Vitamin C was the first green reducing agent that was reported to be effective in the deoxygenation of graphene oxide, affording dispersions of reduced graphene oxide (RGO) sheets in water and some organic solvents whose extent of reduction and colloidal stability matched those of dispersions obtained with hydrazine [19], [20], [21], [22]. Such discovery suggested that other innocuous and abundant biomolecules could also act as efficient reductants in the preparation of RGO. Studies carried out subsequently confirmed indeed that certain saccharides (glucose, fructose and sucrose) and polysaccharides (dextran) [23], [24], [25], polyphenols (e.g., epigallocatechin gallate and related compounds present in tea solutions, or tannic acid) [26], [27], [28] and natural phenolic acids [29], [30], plant extracts [31], a catecholamine polymer [poly(norepinephrine)] [32], the hormone melatonin [33], [34], a tripeptide (l-gluthatione) [35], a protein [bovine serum albumin (BSA)] [36], and bacteria [37], [38] could reduce graphene oxide.

However, the number of biomolecules available at present for the reduction of graphene oxide is still relatively limited, and having a wider range of effective bioreductants to call upon for specific purposes would be highly desirable. There is a large number of natural antioxidants, including amino acids, vitamins and organic acids whose reducing ability towards graphene oxide and potential role in enhancing the functionality of the resulting material is unknown and unexplored. It has been shown in some cases that the use of selected biomolecules lends added value to RGO other than just acting as reductants of the starting graphene oxide sheets. For example, dextran and tea polyphenols have been reported to increase the colloidal stability in water and/or biocompatibility of RGO [24], [26]. However, other potential benefits of using reducing biomolecules in the preparation of graphene-based materials that could be relevant for applications have been, to the best of our knowledge, far less explored [32].

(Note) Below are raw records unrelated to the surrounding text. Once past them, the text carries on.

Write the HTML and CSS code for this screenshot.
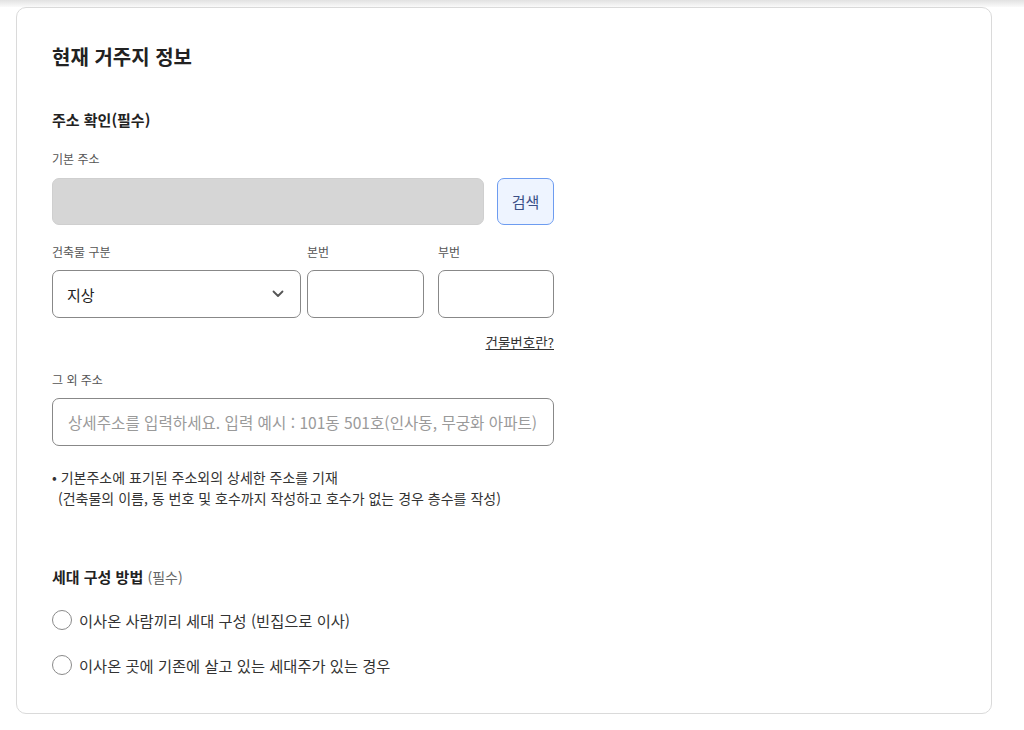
FILE: index.html
```html
<!DOCTYPE html>
<html lang="ko">
<head>
<meta charset="utf-8">
<title>현재 거주지 정보</title>
<link rel="stylesheet" href="styles.css">
</head>
<body>
<div class="topshade"></div>
<section class="card">
  <h1 class="title">현재 거주지 정보</h1>
  <h2 class="section-head">주소 확인(필수)</h2>

  <div class="label lb-base">기본 주소</div>
  <div class="row-search">
    <div class="field-disabled"></div>
    <button class="btn-search" type="button">검색</button>
  </div>

  <div class="row-bld">
    <div class="col col-type">
      <div class="label">건축물 구분</div>
      <div class="select">
        <span>지상</span>
        <svg class="chev" width="12" height="8" viewBox="0 0 12 8"><path d="M1.5 1.5 L6 6 L10.5 1.5" fill="none" stroke="#555" stroke-width="1.8" stroke-linecap="round" stroke-linejoin="round"/></svg>
      </div>
    </div>
    <div class="col col-main">
      <div class="label">본번</div>
      <div class="box"></div>
    </div>
    <div class="col col-sub">
      <div class="label">부번</div>
      <div class="box"></div>
    </div>
  </div>

  <div class="link-row"><a class="link">건물번호란?</a></div>

  <div class="label lb-etc">그 외 주소</div>
  <div class="field">상세주소를 입력하세요. 입력 예시 : 101동 501호(인사동, 무궁화 아파트)</div>

  <p class="note">• 기본주소에 표기된 주소외의 상세한 주소를 기재<br><span class="indent">(건축물의 이름, 동 번호 및 호수까지 작성하고 호수가 없는 경우 층수를 작성)</span></p>

  <h2 class="section-head hh">세대 구성 방법 <span class="req">(필수)</span></h2>

  <div class="radios">
    <label class="radio"><span class="circle"></span>이사온 사람끼리 세대 구성 (빈집으로 이사)</label>
    <label class="radio"><span class="circle"></span>이사온 곳에 기존에 살고 있는 세대주가 있는 경우</label>
  </div>
</section>
</body>
</html>
```

FILE: styles.css
```css
* { box-sizing: border-box; }
html, body { margin: 0; padding: 0; background: #fff; }
body {
  font-family: "Noto Sans CJK KR", "Noto Sans", sans-serif;
  color: #222;
  width: 1024px;
  height: 730px;
  overflow: hidden;
}
.topshade {
  height: 7px;
  background: linear-gradient(#e2e2e2, #fafafa);
}
.card {
  margin: 0 32px 0 16px;
  height: 707px;
  border: 1px solid #dadada;
  border-radius: 10px;
  padding: 35px 35px 0;
  display: flex;
  flex-direction: column;
  align-items: flex-start;
}
.title {
  margin: 0;
  font-size: 20px;
  line-height: 28px;
  font-weight: 700;
  color: #222;
}
.section-head {
  margin: 38px 0 0;
  font-size: 15px;
  line-height: 22px;
  font-weight: 700;
  color: #222;
}
.label {
  font-size: 12px;
  line-height: 18px;
  color: #555;
}
.lb-base { margin-top: 19px; }
.row-search {
  margin-top: 10px;
  width: 502px;
  display: flex;
  gap: 13px;
}
.field-disabled {
  width: 432px;
  height: 47px;
  background: #d6d6d6;
  border: 1px solid #cfcfcf;
  border-radius: 7px;
}
.btn-search {
  width: 57px;
  height: 47px;
  background: #eef4ff;
  border: 1px solid #6d9cf0;
  border-radius: 7px;
  font-family: inherit;
  font-size: 15px;
  color: #3a4f86;
  padding: 0;
}
.row-bld {
  margin-top: 18px;
  width: 502px;
  display: flex;
}
.col {
  display: flex;
  flex-direction: column;
  gap: 9px;
}
.col-type { width: 249px; }
.col-main { width: 117px; margin-left: 6px; }
.col-sub { width: 116px; margin-left: 14px; }
.select {
  height: 48px;
  border: 1px solid #888;
  border-radius: 7px;
  display: flex;
  align-items: center;
  justify-content: space-between;
  padding: 0 16px 0 14px;
  font-size: 15px;
  color: #222;
}
.chev { display: block; }
.box {
  height: 48px;
  border: 1px solid #888;
  border-radius: 7px;
}
.link-row {
  width: 502px;
  margin-top: 15px;
  display: flex;
  justify-content: flex-end;
}
.link {
  font-size: 13.5px;
  line-height: 18px;
  color: #333;
  text-decoration: underline;
}
.lb-etc { margin-top: 20px; }
.field {
  margin-top: 9px;
  width: 502px;
  height: 48px;
  border: 1px solid #888;
  border-radius: 7px;
  padding: 0 15px;
  display: flex;
  align-items: center;
  font-size: 15.6px;
  color: #9a9a9a;
  white-space: nowrap;
}
.note {
  margin: 21px 0 0;
  font-size: 14px;
  line-height: 21px;
  color: #333;
}
.indent { padding-left: 6px; }
.hh { margin-top: 57px; }
.req {
  font-size: 14px;
  font-weight: 400;
  color: #666;
}
.radios {
  margin-top: 20px;
  display: flex;
  flex-direction: column;
  gap: 21px;
}
.radio {
  display: flex;
  align-items: center;
  gap: 7px;
  height: 24px;
  font-size: 15.3px;
  color: #333;
}
.circle {
  width: 20px;
  height: 20px;
  border: 1.5px solid #8a8a8a;
  border-radius: 50%;
  background: #fff;
}
```
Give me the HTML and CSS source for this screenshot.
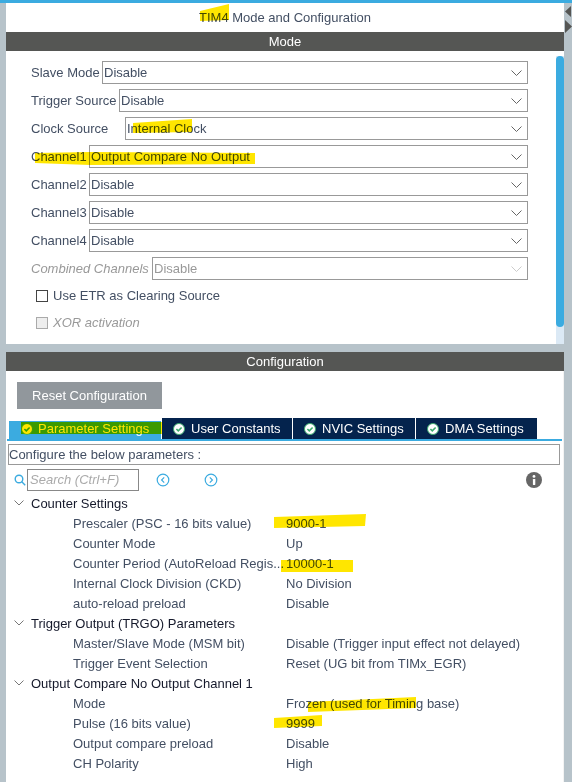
FILE: index.html
```html
<!DOCTYPE html>
<html lang="en">
<head>
    <meta charset="UTF-8">
    <title>TIM4 Mode and Configuration</title>
    <link rel="stylesheet" href="styles.css">
</head>
<body>
    <div class="page">
        <div class="main">
            <div class="title">TIM4 Mode and Configuration</div>
            <div class="bar">Mode</div>
            <div class="mode-panel">
                <div class="mode-form">
                    <div class="row"><span class="label l-slave">Slave Mode</span><div class="select">Disable<svg class="caret" viewBox="0 0 11 6"><path d="M.5.5l5 5 5-5"/></svg></div></div>
                    <div class="row"><span class="label l-trigger">Trigger Source</span><div class="select">Disable<svg class="caret" viewBox="0 0 11 6"><path d="M.5.5l5 5 5-5"/></svg></div></div>
                    <div class="row"><span class="label l-clock">Clock Source</span><div class="select">Internal Clock<svg class="caret" viewBox="0 0 11 6"><path d="M.5.5l5 5 5-5"/></svg></div></div>
                    <div class="row"><span class="label l-channel">Channel1</span><div class="select">Output Compare No Output<svg class="caret" viewBox="0 0 11 6"><path d="M.5.5l5 5 5-5"/></svg></div></div>
                    <div class="row"><span class="label l-channel">Channel2</span><div class="select">Disable<svg class="caret" viewBox="0 0 11 6"><path d="M.5.5l5 5 5-5"/></svg></div></div>
                    <div class="row"><span class="label l-channel">Channel3</span><div class="select">Disable<svg class="caret" viewBox="0 0 11 6"><path d="M.5.5l5 5 5-5"/></svg></div></div>
                    <div class="row"><span class="label l-channel">Channel4</span><div class="select">Disable<svg class="caret" viewBox="0 0 11 6"><path d="M.5.5l5 5 5-5"/></svg></div></div>
                    <div class="row row-off"><span class="label l-combined">Combined Channels</span><div class="select">Disable<svg class="caret" viewBox="0 0 11 6"><path d="M.5.5l5 5 5-5"/></svg></div></div>
                    <div class="check"><span class="box"></span>Use ETR as Clearing Source</div>
                    <div class="check check-off"><span class="box"></span>XOR activation</div>
                </div>
                <div class="scroll"><div class="thumb"></div></div>
            </div>
            <div class="bar bar-config">Configuration</div>
            <div class="config-panel">
                <button class="reset">Reset Configuration</button>
                <div class="tabs">
                    <div class="tab active"><svg class="ok" viewBox="0 0 12 12"><circle cx="6" cy="6" r="5.5"/><path d="M3.4 6l1.9 1.9 3.3-3.4"/></svg>Parameter Settings</div>
                    <div class="tab tab-user"><svg class="ok" viewBox="0 0 12 12"><circle cx="6" cy="6" r="5.5"/><path d="M3.4 6l1.9 1.9 3.3-3.4"/></svg>User Constants</div>
                    <div class="tab tab-nvic"><svg class="ok" viewBox="0 0 12 12"><circle cx="6" cy="6" r="5.5"/><path d="M3.4 6l1.9 1.9 3.3-3.4"/></svg>NVIC Settings</div>
                    <div class="tab tab-dma"><svg class="ok" viewBox="0 0 12 12"><circle cx="6" cy="6" r="5.5"/><path d="M3.4 6l1.9 1.9 3.3-3.4"/></svg>DMA Settings</div>
                </div>
                <div class="describe">Configure the below parameters :</div>
                <div class="search-row">
                    <svg class="lens" viewBox="0 0 12 12"><circle cx="5" cy="5" r="3.8"/><path d="M7.8 7.800l3.4 3.4"/></svg>
                    <div class="search">Search (Ctrl+F)</div>
                    <svg class="nav nav-prev" viewBox="0 0 14 14"><circle cx="7" cy="7" r="5.8"/><path d="M8.2 4.4L5.6 7l2.6 2.6"/></svg>
                    <svg class="nav nav-next" viewBox="0 0 14 14"><circle cx="7" cy="7" r="5.8"/><path d="M5.800 4.4L8.4 7 5.800 9.600"/></svg>
                    <svg class="info" viewBox="0 0 16 16"><circle cx="8" cy="8" r="8"/><rect x="6.9" y="7" width="2.4" height="6" rx=".4"/><circle class="dot" cx="8" cy="4.4" r="1.4"/></svg>
                </div>
                <div class="tree">
                    <div class="group"><svg class="fold" viewBox="0 0 10 6"><path d="M.5.5L5 5 9.500.5"/></svg>Counter Settings</div>
                    <div class="param"><span class="name">Prescaler (PSC - 16 bits value)</span><span>9000-1</span></div>
                    <div class="param"><span class="name">Counter Mode</span><span>Up</span></div>
                    <div class="param"><span class="name">Counter Period (AutoReload Regis...</span><span>10000-1</span></div>
                    <div class="param"><span class="name">Internal Clock Division (CKD)</span><span>No Division</span></div>
                    <div class="param"><span class="name">auto-reload preload</span><span>Disable</span></div>
                    <div class="group"><svg class="fold" viewBox="0 0 10 6"><path d="M.5.5L5 5 9.500.5"/></svg>Trigger Output (TRGO) Parameters</div>
                    <div class="param"><span class="name">Master/Slave Mode (MSM bit)</span><span>Disable (Trigger input effect not delayed)</span></div>
                    <div class="param"><span class="name">Trigger Event Selection</span><span>Reset (UG bit from TIMx_EGR)</span></div>
                    <div class="group"><svg class="fold" viewBox="0 0 10 6"><path d="M.5.5L5 5 9.500.5"/></svg>Output Compare No Output Channel 1</div>
                    <div class="param"><span class="name">Mode</span><span>Frozen (used for Timing base)</span></div>
                    <div class="param"><span class="name">Pulse (16 bits value)</span><span>9999</span></div>
                    <div class="param"><span class="name">Output compare preload</span><span>Disable</span></div>
                    <div class="param"><span class="name">CH Polarity</span><span>High</span></div>
                </div>
            </div>
        </div>
        <div class="side">
            <svg class="arrows" viewBox="0 0 8 30"><path d="M1 8.500L7 3v11zM1 17v13l7-6.500z"/></svg>
        </div>
    </div>

    <!-- marker strokes drawn over the screenshot -->
    <svg class="marker" viewBox="0 0 572 782">
        <polygon points="200,11 229,4 229,20 200,21"/>
        <polygon points="133,123 192,119 192,132 133,133"/>
        <polygon points="35,153 90,152 255,153 255,164 90,165 35,163"/>
        <polygon points="21,422 162,422 162,434 21,434"/>
        <polygon points="274,517 366,514 365,526 274,528"/>
        <polygon points="281,560 353,560 353,572 281,572"/>
        <polygon points="308,702 416,697 416,708 308,712"/>
        <polygon points="274,718 322,715 322,726 274,728"/>
    </svg>
</body>
</html>
```

FILE: styles.css
```css
* {
    box-sizing: border-box;
}
html, body {
    margin: 0;
    height: 782px;
    overflow: hidden;
}
body {
    position: relative;
    font-family: "Liberation Sans", Arial, sans-serif;
    font-size: 13px;
    color: #434f63;
    background: #b7c3ca;
}
.page {
    display: flex;
    height: 782px;
    padding-left: 6px;
    border-top: 3px solid #3babe0;
}
.main {
    flex: 1;
    min-width: 0;
}
.side {
    width: 8px;
}
.arrows {
    display: block;
    width: 8px;
    height: 30px;
    fill: #555654;
}
.title {
    height: 29px;
    line-height: 29px;
    text-align: center;
    background: #fff;
}
.bar {
    height: 19px;
    line-height: 19px;
    text-align: center;
    color: #fff;
    background: #555654;
}
.bar-config {
    margin-top: 8px;
}

/* top panel */
.mode-panel {
    display: flex;
    height: 293px;
    background: #fff;
}
.mode-form {
    flex: 1;
    padding: 10px 28px 0 25px;
}
.row {
    display: flex;
    align-items: center;
    height: 23px;
    margin-bottom: 5px;
}
.label {
    flex-shrink: 0;
    white-space: nowrap;
}
.l-slave {
    width: 71px;
}
.l-trigger {
    width: 88px;
}
.l-clock {
    width: 94px;
}
.l-channel {
    width: 58px;
}
.l-combined {
    width: 121px;
}
.select {
    flex: 1;
    display: flex;
    align-items: center;
    justify-content: space-between;
    height: 23px;
    padding: 0 5px 0 1px;
    border: 1px solid #999;
    white-space: nowrap;
}
.caret {
    width: 11px;
    height: 6px;
    fill: none;
    stroke: #666;
}
.row-off {
    margin-bottom: 2px;
}
.row-off .label {
    font-style: italic;
    color: #999;
}
.row-off .select {
    color: #999;
}
.row-off .caret {
    stroke: #ccc;
}
.check {
    display: flex;
    align-items: center;
    height: 27px;
    padding-left: 5px;
}
.check .box {
    width: 12px;
    height: 12px;
    margin-right: 5px;
    border: 1px solid #444;
}
.check-off {
    font-style: italic;
    color: #999;
}
.check-off .box {
    background: #eee;
    border-color: #aaa;
}
.scroll {
    width: 8px;
    padding-top: 5px;
    background: linear-gradient(#fff 5px, #dbe9f5 5px);
}
.thumb {
    height: 271px;
    background: #3babe0;
    border-radius: 4px;
}

/* bottom panel */
.config-panel {
    height: 411px;
    padding: 11px 3px 0 1px;
    background: #fff;
    border-right: 1px solid #f3f3f3;
}
.reset {
    display: block;
    width: 145px;
    height: 27px;
    margin: 0 0 9px 10px;
    padding: 0;
    border: 0;
    font: inherit;
    color: #fff;
    background: #91979c;
}
.tabs {
    display: flex;
    align-items: flex-end;
    height: 23px;
    padding-left: 2px;
    margin-right: -2px;
    border-bottom: 2px solid #3babe0;
}
.tab {
    display: flex;
    align-items: center;
    height: 21px;
    margin-right: 1px;
    padding-left: 11px;
    color: #fff;
    background: #04234d;
    white-space: nowrap;
}
.tab.active {
    width: 152px;
    height: 18px;
    padding: 0 0 3px 12px;
    background: #3babe0;
}
.tab.active .ok {
    margin-right: 5px;
}
.tab-user {
    width: 130px;
}
.tab-nvic {
    width: 122px;
}
.tab-dma {
    width: 121px;
}
.ok {
    width: 12px;
    height: 12px;
    margin-right: 6px;
    fill: #fff;
    stroke: #3cab6e;
}
.ok path {
    fill: none;
    stroke-width: 1.6;
}
.describe {
    height: 21px;
    line-height: 19px;
    margin: 3px 0 0 1px;
    border: 1px solid #999;
}
.search-row {
    display: flex;
    align-items: center;
    height: 22px;
    margin-top: 4px;
    padding-left: 7px;
}
.lens {
    width: 12px;
    height: 12px;
    margin-right: 1px;
    fill: none;
    stroke: #3babe0;
    stroke-width: 1.4;
}
.search {
    width: 112px;
    height: 22px;
    line-height: 20px;
    padding-left: 2px;
    border: 1px solid #888;
    font-style: italic;
    color: #aaa;
}
.nav {
    width: 14px;
    height: 14px;
    fill: none;
    stroke: #3babe0;
    stroke-width: 1.2;
}
.nav-prev {
    margin-left: 17px;
}
.nav-next {
    margin-left: 34px;
}
.info {
    width: 16px;
    height: 16px;
    margin-left: 308px;
    fill: #666;
}
.info rect, .info .dot {
    fill: #fff;
}
.tree {
    margin-top: 2px;
}
.group {
    display: flex;
    align-items: center;
    height: 20px;
    padding-left: 7px;
    color: #15192b;
}
.fold {
    width: 10px;
    height: 6px;
    margin-right: 7px;
    fill: none;
    stroke: #777;
}
.param {
    display: flex;
    align-items: center;
    height: 20px;
    padding-left: 66px;
    white-space: nowrap;
}
.name {
    width: 213px;
}

/* highlighter */
.marker {
    position: absolute;
    left: 0;
    top: 0;
    width: 572px;
    height: 782px;
    fill: #ffe600;
    mix-blend-mode: multiply;
}
```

In the present work, (i) we identify a number of small biomolecules (amino acids and vitamins) as efficient bioreductants of grapheme oxide dispersions, and (ii) significantly, we demonstrate that proper selection of specific bioreductants affords graphene-based materials with enhanced performance towards relevant uses. First of all, a set of 20 biomolecules were investigated for their potential use in the reduction of aqueous graphene oxide dispersions. These biomolecules were mainly chosen on the basis of their known reducing and/or antioxidant activity in the biochemical context, although their reducing power towards graphene oxide was unknown. Several of the tested biomolecules were shown to be efficient reductants of graphene oxide. Then, the previously identified bioreductants were used for the preparation of RGO-silver nanoparticle (Ag NP) hybrids. Furthermore, the use of selected biomolecules was shown to afford hybrids that exhibited an attractive combination of long-term colloidal stability in water and exceptionally high catalytic activity, as gauged from the study of a model reaction (reduction of p-nitrophenol to p-aminophenol), making them ideal candidates for practical uses.